Impacts of the financial literacy education program: An invitation to the education program significantly increased farmers’ adoption of rainfall insurance. Invited households were 5.3 percentage points more likely to purchase rainfall insurance, from a base of 6.4 percent among comparison households, and households that actually completed the education program were 8.1 percentage points more likely to purchase insurance. This suggests that financial literacy can effectively increase take-up of complex financial products. However, the education program was also the most expensive of the tested interventions, with a cost of around US$ 62.82 per additional insurance policy sold, more than the full premium of US$17.77 and the commission of US$2.00 that the marketing organization earned for selling a policy.
Impacts of the marketing strategies: The follow-up marketing visit offering a money-back guarantee further increased the proportion of farmers who purchased insurance. Receiving an offer for a money-back guarantee on the insurance premium increased the demand for insurance by 6.9 percentage points relative to those who did not receive this offer. This suggests that the fear of losing the value of the insurance premium without receiving any benefit from insurance during years of adequate rain can be a barrier to farmers’ participation in the market for rainfall insurance. While effective, the money-back guarantee was also expensive: the authors estimate that it cost about US$43.62 per additional insurance policy sold.
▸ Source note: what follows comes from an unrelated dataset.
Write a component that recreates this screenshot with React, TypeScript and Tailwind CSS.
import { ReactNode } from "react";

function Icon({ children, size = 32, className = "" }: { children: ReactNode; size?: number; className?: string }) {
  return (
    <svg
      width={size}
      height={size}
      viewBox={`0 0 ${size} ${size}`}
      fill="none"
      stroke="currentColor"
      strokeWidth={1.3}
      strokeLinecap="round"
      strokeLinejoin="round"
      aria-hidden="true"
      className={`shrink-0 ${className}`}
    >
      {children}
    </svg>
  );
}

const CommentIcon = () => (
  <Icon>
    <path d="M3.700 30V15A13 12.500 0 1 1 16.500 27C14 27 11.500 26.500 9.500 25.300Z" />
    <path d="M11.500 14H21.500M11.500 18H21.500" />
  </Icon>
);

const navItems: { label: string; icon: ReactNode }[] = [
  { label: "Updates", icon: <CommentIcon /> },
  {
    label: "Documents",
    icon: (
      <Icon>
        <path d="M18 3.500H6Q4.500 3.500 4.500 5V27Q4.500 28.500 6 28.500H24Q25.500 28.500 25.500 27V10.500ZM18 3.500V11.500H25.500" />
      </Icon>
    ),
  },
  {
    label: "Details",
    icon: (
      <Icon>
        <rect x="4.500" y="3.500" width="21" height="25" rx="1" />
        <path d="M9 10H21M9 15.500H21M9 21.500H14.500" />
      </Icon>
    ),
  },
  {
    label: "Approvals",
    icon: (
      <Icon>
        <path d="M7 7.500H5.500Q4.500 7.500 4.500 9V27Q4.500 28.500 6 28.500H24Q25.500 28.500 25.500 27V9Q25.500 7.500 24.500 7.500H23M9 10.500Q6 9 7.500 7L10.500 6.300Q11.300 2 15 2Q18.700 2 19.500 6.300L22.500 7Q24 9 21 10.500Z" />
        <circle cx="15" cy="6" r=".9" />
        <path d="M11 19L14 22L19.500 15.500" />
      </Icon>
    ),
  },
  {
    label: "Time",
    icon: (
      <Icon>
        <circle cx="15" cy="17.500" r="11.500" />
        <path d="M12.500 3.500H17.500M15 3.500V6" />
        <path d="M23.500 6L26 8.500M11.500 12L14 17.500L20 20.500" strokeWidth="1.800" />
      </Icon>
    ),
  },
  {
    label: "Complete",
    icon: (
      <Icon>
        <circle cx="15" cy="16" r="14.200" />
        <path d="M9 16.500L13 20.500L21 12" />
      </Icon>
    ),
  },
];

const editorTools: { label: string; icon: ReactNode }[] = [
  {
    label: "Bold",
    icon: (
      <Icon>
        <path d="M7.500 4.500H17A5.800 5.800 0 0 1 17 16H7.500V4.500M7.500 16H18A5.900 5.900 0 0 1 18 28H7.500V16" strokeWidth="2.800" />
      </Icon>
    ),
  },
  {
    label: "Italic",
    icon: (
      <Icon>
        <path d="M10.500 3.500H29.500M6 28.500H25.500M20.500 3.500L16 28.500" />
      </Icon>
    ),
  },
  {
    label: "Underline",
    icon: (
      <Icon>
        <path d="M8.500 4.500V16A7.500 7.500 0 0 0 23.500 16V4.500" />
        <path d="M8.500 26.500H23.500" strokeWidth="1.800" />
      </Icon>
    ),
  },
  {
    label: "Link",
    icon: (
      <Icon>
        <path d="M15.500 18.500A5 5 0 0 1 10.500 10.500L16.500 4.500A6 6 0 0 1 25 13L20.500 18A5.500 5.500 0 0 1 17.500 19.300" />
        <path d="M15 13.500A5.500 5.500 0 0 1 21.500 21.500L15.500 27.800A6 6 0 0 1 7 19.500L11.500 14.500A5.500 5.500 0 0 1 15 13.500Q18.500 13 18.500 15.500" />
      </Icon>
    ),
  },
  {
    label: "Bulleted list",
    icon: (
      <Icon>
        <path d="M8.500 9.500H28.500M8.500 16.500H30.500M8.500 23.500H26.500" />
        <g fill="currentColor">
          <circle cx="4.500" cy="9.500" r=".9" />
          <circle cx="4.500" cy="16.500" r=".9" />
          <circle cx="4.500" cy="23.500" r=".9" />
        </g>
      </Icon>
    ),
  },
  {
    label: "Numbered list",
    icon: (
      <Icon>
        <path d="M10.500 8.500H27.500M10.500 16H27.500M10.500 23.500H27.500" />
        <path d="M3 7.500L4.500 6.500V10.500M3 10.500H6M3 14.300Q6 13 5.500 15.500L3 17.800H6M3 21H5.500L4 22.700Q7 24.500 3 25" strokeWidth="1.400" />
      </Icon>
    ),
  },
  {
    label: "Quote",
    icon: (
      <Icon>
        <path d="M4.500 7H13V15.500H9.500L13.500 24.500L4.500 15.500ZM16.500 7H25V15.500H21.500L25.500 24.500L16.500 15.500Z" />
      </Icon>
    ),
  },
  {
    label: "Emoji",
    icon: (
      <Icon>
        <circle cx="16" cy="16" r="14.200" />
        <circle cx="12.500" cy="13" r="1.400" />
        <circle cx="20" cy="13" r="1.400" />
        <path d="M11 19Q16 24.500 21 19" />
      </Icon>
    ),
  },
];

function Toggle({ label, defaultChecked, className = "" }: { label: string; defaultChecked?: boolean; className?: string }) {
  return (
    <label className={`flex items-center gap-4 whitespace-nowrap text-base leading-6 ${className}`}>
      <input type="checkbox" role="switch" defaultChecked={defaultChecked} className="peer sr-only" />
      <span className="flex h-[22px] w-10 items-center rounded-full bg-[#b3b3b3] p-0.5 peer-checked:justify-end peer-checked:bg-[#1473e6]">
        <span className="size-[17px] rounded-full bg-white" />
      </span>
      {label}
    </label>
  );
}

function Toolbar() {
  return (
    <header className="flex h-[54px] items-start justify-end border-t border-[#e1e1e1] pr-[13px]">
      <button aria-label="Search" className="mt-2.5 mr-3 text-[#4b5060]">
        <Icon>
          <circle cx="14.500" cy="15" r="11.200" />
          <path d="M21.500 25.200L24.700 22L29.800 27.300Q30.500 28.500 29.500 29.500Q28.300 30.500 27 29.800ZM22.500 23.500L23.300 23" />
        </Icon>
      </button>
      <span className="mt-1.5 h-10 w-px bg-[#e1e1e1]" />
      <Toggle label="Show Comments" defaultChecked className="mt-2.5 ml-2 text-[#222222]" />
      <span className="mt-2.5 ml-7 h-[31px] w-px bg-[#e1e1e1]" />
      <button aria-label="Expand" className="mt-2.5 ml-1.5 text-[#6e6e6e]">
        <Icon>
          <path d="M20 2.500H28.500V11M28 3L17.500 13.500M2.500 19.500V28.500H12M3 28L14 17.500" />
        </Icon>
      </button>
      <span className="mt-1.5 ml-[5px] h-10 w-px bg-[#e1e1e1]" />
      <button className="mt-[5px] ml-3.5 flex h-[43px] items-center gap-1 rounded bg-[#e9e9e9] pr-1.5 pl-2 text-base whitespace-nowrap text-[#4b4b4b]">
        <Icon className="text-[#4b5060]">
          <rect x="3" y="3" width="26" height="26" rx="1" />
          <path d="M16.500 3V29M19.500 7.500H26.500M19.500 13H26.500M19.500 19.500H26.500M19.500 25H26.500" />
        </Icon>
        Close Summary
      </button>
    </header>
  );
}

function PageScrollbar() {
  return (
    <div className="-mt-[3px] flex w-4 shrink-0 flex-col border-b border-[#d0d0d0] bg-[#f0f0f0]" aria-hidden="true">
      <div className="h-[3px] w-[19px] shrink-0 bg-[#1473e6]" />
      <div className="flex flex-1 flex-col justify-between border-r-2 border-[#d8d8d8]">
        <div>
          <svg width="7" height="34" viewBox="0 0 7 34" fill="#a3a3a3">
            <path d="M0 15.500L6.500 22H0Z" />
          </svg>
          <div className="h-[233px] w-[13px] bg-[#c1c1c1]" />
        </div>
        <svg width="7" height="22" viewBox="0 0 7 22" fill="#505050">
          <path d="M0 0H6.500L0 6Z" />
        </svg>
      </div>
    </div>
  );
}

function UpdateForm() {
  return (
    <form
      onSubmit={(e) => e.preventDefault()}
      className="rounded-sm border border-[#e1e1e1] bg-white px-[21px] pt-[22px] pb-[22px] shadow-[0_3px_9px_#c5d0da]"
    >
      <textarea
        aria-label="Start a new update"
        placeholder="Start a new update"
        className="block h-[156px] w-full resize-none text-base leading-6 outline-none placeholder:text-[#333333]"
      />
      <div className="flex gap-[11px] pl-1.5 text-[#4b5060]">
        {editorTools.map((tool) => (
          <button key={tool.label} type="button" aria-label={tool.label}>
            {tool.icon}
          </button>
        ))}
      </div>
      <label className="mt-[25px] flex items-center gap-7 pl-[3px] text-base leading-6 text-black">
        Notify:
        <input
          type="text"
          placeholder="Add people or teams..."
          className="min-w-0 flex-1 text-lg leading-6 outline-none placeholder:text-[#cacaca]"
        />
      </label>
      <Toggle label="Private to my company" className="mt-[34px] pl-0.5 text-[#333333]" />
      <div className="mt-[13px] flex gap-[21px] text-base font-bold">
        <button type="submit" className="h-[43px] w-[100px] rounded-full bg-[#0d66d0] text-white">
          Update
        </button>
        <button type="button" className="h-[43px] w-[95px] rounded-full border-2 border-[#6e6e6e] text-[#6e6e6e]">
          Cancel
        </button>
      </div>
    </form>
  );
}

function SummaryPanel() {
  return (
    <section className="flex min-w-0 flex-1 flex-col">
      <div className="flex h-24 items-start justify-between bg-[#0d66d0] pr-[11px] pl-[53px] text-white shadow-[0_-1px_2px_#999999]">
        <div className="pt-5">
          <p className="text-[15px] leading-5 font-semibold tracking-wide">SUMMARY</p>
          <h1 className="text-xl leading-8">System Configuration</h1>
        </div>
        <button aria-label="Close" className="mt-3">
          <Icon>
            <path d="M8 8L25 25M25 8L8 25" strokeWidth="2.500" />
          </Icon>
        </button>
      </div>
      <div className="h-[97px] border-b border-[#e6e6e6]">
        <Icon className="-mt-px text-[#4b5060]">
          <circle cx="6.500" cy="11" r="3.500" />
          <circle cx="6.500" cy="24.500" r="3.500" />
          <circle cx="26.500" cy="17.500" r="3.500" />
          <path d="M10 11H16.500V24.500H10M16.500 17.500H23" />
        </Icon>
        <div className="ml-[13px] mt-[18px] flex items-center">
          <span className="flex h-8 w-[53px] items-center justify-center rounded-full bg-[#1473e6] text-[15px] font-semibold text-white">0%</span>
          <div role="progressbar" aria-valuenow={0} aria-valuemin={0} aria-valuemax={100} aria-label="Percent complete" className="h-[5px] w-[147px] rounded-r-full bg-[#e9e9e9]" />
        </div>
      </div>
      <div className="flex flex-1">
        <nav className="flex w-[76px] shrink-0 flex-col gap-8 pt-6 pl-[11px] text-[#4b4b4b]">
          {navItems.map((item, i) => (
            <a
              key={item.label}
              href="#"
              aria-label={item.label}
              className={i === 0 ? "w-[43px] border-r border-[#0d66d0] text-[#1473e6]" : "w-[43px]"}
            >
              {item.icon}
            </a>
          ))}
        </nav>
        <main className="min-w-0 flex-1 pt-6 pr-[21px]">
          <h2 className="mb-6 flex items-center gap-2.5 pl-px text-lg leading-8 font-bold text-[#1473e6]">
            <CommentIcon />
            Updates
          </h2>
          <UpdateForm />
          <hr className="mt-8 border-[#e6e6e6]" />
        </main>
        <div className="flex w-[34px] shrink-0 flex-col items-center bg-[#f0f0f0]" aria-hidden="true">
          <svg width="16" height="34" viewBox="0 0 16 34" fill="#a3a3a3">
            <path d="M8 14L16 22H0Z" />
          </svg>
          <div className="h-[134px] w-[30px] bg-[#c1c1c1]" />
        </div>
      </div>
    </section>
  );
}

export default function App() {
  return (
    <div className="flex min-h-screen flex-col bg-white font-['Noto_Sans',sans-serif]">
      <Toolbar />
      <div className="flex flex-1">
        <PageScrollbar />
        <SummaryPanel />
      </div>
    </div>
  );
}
The other two marketing strategies, forecasts and demonstrations, while less expensive, had no statistically significant impact on the demand for rainfall insurance.
Cole, Shawn, Sarthak Gaurav, and Jeremy Tobacman. 2011. "Marketing Complex Financial Products in Emerging Markets: Evidence from Rainfall Insurance in India." Journal of Marketing Research 48(2011): S150-S162.
1 Prices have been converted to USD using the World Bank’s standard exchange rate from the year of the intervention and then inflated to 2014 USD.